___ Listing

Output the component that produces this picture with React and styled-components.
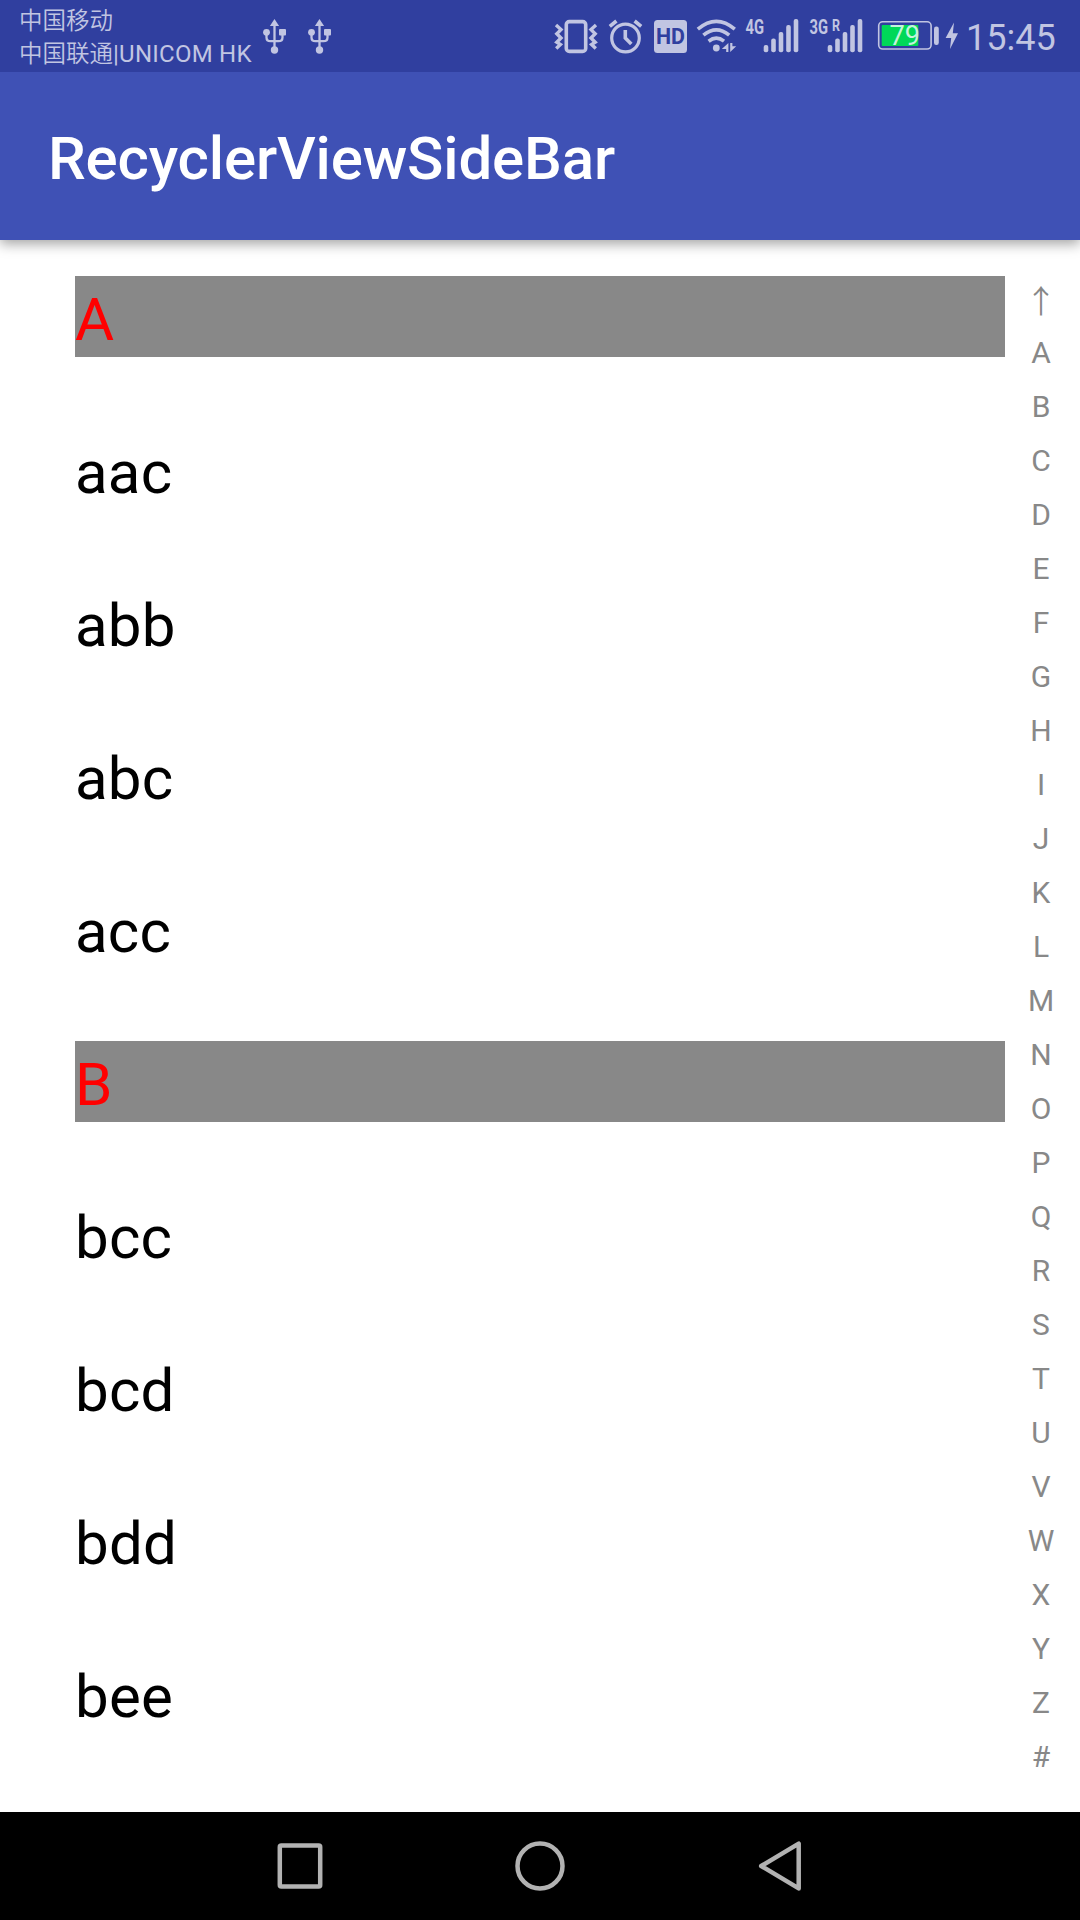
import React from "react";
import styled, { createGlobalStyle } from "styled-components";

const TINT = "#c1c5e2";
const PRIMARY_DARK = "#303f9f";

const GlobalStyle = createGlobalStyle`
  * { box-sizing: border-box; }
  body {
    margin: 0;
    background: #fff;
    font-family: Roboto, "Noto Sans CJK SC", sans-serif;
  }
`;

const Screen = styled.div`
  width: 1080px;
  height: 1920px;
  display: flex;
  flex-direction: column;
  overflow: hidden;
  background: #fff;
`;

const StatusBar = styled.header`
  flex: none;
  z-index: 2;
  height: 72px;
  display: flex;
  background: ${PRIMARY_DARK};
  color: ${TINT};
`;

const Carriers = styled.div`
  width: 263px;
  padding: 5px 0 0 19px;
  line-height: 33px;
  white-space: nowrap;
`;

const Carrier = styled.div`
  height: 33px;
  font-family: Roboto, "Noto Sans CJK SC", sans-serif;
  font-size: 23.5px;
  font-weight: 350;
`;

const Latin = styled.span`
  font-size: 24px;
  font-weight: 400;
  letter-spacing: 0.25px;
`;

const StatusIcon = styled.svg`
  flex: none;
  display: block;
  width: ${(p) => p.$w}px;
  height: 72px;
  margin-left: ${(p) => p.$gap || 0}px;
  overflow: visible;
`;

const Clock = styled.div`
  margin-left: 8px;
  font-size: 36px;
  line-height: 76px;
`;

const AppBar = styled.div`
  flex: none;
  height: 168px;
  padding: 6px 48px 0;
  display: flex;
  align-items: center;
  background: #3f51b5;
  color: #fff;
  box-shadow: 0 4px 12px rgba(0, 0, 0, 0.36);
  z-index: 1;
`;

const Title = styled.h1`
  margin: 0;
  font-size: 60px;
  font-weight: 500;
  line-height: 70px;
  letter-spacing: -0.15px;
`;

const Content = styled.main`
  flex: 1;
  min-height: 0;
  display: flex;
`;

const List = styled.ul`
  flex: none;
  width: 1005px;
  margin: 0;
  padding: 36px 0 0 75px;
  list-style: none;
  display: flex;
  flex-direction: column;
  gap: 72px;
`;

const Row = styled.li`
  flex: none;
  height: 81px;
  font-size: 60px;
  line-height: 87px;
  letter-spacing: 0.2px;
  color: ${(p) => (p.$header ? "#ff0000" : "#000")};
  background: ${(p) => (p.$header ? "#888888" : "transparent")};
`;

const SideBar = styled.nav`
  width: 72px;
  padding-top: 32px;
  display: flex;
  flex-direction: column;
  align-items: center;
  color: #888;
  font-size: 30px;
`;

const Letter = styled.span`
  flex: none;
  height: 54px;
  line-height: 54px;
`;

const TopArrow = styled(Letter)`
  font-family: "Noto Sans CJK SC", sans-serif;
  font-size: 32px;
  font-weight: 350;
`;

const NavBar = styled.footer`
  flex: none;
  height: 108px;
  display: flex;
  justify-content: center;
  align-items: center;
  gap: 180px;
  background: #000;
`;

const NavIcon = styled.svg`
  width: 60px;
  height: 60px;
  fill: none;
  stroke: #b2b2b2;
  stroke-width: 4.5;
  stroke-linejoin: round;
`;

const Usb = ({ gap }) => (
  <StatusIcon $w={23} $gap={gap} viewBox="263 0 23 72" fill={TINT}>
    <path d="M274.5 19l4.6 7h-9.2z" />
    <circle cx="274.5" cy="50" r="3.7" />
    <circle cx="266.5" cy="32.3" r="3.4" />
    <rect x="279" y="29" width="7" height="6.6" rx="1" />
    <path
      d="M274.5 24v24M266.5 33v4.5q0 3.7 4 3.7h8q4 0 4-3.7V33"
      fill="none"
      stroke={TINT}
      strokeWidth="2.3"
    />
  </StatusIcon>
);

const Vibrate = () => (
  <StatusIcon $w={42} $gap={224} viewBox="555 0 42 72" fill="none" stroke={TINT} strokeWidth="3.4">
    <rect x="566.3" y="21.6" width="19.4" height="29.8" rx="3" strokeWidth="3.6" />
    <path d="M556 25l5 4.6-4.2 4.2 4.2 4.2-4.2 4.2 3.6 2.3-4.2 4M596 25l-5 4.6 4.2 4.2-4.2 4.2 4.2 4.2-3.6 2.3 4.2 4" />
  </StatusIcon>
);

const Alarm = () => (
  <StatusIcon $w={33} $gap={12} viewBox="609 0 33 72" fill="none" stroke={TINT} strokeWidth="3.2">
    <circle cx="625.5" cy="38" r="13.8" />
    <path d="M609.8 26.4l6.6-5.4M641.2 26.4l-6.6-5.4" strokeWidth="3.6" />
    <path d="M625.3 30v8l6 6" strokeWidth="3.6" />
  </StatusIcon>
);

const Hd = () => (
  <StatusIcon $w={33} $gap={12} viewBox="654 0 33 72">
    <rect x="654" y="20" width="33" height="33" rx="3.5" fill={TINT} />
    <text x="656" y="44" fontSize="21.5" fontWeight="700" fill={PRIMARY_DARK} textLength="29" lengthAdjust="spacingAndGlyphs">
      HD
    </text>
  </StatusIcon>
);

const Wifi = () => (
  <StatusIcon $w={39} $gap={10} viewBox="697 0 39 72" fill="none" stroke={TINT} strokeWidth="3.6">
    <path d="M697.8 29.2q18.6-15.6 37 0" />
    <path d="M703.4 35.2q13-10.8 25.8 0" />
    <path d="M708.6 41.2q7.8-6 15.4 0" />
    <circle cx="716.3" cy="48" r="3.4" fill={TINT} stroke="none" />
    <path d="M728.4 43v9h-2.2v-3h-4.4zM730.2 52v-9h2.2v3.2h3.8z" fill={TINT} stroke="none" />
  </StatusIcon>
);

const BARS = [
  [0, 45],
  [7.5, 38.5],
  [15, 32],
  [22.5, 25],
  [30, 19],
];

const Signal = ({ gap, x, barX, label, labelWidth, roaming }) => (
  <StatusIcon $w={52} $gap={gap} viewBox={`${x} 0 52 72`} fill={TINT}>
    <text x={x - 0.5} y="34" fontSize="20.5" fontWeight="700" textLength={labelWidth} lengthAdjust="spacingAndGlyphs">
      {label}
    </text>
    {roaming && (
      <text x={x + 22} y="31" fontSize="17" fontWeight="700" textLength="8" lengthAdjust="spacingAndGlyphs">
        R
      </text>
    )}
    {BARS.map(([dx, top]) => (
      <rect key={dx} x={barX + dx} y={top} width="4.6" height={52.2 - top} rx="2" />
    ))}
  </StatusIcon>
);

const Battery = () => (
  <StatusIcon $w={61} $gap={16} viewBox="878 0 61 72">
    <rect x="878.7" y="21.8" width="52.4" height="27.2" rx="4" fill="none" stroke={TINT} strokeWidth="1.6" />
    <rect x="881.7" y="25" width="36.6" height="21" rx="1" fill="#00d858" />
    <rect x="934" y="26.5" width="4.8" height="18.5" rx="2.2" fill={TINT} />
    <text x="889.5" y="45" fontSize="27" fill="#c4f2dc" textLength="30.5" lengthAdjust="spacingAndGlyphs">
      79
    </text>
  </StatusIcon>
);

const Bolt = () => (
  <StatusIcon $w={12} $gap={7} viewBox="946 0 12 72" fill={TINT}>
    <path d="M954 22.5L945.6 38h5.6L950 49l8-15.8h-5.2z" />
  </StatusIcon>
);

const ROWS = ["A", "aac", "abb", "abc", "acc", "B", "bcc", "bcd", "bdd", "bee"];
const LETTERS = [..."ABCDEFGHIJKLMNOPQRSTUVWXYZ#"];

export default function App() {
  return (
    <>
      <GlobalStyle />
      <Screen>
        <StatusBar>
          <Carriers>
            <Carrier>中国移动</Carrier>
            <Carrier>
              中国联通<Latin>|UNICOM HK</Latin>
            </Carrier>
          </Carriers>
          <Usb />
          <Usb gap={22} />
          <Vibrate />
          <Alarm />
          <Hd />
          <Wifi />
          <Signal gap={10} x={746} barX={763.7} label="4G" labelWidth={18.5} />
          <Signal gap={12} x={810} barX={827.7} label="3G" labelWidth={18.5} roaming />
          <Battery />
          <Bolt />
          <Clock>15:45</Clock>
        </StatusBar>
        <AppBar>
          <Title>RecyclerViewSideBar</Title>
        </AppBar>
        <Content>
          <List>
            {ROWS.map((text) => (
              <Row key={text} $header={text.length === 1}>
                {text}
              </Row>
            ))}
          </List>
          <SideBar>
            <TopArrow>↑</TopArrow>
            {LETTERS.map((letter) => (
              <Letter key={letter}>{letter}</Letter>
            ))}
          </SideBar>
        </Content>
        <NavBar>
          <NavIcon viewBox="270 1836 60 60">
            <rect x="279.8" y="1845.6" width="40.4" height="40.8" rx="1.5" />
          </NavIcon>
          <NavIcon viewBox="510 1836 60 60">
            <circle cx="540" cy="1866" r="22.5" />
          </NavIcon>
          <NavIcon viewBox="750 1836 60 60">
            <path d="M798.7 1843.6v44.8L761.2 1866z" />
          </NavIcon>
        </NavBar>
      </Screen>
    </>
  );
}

______
___ Listing

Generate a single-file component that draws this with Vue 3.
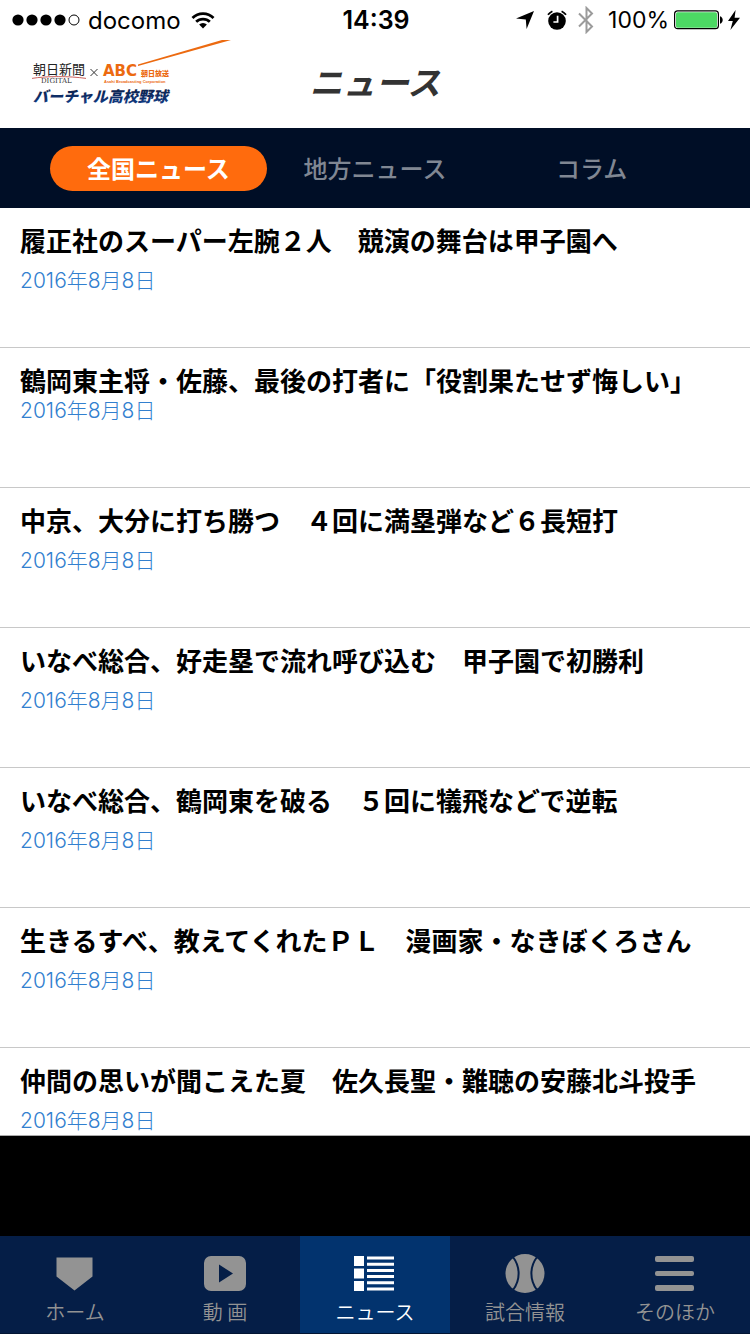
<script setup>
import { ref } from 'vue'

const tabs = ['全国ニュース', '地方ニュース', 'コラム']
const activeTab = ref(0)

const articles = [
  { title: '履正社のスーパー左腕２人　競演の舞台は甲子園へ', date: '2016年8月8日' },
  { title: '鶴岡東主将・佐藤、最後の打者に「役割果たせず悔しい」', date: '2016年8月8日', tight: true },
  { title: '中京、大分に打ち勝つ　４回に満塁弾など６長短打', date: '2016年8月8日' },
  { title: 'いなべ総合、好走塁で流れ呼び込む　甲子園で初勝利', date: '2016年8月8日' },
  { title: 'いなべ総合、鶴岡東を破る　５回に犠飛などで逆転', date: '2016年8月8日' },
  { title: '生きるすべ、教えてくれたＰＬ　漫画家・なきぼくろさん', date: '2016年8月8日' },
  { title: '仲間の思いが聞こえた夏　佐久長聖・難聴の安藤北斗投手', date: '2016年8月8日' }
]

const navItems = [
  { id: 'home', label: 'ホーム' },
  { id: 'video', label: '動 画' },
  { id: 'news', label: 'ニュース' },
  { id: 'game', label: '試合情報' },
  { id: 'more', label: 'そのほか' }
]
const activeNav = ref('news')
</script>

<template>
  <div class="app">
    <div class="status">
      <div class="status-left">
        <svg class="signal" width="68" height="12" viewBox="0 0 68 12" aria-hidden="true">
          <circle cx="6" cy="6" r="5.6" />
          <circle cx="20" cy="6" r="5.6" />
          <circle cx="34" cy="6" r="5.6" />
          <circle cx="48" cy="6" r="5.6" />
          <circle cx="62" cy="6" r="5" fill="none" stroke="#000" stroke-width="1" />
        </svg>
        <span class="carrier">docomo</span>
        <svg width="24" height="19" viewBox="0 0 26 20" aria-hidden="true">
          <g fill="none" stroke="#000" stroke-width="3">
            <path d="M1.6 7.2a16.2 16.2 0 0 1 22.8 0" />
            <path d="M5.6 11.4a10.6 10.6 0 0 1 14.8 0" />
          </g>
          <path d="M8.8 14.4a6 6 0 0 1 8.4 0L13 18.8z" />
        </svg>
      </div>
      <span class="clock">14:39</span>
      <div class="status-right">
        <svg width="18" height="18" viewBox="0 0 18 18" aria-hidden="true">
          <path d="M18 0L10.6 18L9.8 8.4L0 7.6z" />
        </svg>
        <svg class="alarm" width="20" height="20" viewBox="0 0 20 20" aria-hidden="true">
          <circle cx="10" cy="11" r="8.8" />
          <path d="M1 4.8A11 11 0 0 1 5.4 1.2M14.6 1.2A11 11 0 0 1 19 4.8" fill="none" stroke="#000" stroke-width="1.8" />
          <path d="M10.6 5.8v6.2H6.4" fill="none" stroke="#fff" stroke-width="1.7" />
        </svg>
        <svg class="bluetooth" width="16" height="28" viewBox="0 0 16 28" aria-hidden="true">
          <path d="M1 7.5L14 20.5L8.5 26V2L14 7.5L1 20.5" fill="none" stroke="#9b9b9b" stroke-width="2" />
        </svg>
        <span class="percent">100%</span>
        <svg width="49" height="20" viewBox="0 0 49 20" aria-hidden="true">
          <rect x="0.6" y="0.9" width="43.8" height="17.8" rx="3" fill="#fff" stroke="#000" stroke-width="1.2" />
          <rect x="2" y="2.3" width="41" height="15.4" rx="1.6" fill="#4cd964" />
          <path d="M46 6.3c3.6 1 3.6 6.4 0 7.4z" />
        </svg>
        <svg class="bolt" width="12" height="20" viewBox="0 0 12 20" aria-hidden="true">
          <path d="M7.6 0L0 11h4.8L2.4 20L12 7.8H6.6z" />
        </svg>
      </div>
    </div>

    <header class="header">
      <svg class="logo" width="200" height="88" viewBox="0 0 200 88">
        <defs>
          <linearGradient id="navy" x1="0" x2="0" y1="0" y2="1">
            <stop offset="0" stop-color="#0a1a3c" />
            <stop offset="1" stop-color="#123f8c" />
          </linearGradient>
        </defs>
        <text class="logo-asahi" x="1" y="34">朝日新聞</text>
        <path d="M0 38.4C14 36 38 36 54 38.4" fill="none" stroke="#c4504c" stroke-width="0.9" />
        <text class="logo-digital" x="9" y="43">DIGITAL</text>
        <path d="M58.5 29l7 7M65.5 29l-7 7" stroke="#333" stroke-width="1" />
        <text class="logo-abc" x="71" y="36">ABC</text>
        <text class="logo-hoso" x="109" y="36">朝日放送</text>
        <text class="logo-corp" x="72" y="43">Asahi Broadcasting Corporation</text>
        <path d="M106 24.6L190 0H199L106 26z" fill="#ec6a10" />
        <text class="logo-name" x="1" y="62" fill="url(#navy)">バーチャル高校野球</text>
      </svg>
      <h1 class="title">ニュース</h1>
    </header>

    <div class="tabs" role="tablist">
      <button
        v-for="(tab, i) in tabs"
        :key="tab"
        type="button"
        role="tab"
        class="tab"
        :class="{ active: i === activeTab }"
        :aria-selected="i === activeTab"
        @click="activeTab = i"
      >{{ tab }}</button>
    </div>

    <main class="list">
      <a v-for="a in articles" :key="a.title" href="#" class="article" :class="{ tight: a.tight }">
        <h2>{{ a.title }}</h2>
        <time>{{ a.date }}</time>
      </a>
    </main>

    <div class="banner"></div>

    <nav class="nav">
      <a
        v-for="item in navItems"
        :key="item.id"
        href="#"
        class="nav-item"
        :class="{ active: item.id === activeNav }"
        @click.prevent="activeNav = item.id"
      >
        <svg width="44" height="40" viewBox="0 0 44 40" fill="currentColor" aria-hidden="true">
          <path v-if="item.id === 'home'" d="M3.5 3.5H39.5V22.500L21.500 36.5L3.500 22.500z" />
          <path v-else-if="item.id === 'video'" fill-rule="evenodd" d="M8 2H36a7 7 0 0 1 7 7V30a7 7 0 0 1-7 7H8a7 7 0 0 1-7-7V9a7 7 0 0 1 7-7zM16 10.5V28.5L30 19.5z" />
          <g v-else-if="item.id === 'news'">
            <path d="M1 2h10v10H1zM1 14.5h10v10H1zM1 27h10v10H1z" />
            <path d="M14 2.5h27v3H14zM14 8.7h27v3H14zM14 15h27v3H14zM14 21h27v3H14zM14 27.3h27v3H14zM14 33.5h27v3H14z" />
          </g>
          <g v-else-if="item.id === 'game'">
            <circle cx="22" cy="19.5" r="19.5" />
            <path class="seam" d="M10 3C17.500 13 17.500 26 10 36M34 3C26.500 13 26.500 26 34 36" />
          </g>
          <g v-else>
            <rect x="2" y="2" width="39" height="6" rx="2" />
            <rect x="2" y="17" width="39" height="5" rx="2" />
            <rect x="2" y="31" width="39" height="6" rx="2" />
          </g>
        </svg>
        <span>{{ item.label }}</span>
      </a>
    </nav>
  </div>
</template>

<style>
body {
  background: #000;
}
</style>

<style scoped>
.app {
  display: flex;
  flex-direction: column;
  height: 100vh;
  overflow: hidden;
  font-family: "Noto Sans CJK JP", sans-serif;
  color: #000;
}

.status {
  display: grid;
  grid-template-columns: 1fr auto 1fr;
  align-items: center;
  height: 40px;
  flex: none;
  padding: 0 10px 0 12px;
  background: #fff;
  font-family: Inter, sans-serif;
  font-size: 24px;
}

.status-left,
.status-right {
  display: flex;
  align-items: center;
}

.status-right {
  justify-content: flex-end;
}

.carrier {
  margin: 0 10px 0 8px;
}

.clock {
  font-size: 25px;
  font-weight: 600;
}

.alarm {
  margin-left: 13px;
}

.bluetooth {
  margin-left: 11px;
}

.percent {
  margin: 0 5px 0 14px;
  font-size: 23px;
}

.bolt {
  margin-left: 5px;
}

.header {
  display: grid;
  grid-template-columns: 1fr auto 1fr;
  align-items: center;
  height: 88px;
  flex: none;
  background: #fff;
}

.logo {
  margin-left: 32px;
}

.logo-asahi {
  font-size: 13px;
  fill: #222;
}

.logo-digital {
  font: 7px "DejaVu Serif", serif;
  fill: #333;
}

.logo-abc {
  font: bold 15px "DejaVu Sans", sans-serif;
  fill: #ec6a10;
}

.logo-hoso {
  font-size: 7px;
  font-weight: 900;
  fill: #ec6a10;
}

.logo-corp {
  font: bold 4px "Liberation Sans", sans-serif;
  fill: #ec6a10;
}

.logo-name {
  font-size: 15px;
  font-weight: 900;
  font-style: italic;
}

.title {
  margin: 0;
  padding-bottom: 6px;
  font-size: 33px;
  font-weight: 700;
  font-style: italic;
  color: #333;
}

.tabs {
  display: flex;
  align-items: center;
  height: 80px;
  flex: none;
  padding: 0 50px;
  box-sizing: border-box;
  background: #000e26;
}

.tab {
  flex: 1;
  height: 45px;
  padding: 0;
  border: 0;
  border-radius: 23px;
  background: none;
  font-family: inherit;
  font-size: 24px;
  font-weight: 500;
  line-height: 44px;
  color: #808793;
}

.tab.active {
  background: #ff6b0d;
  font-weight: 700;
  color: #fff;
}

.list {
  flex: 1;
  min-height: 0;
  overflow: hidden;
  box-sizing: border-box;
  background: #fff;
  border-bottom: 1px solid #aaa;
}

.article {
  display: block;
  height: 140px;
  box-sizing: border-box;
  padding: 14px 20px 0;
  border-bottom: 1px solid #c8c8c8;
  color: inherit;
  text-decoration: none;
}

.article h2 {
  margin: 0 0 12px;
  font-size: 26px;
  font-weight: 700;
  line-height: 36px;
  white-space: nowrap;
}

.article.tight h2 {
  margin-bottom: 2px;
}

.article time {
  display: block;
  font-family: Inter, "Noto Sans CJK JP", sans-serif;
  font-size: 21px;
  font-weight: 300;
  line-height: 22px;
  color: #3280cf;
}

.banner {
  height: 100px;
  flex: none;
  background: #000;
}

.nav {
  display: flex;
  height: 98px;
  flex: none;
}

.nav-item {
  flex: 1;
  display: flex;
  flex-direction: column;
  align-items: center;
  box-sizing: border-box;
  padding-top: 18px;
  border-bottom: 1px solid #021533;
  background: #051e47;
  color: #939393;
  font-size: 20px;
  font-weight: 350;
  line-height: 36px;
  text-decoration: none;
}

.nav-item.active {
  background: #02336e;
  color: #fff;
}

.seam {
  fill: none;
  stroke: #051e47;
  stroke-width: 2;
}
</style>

______

The problem. Locate all lines in the listing above with the word "that". Copy them.

Written solution.
Output the component that produces this picture with React and styled-components.
Generate a single-file component that draws this with Vue 3.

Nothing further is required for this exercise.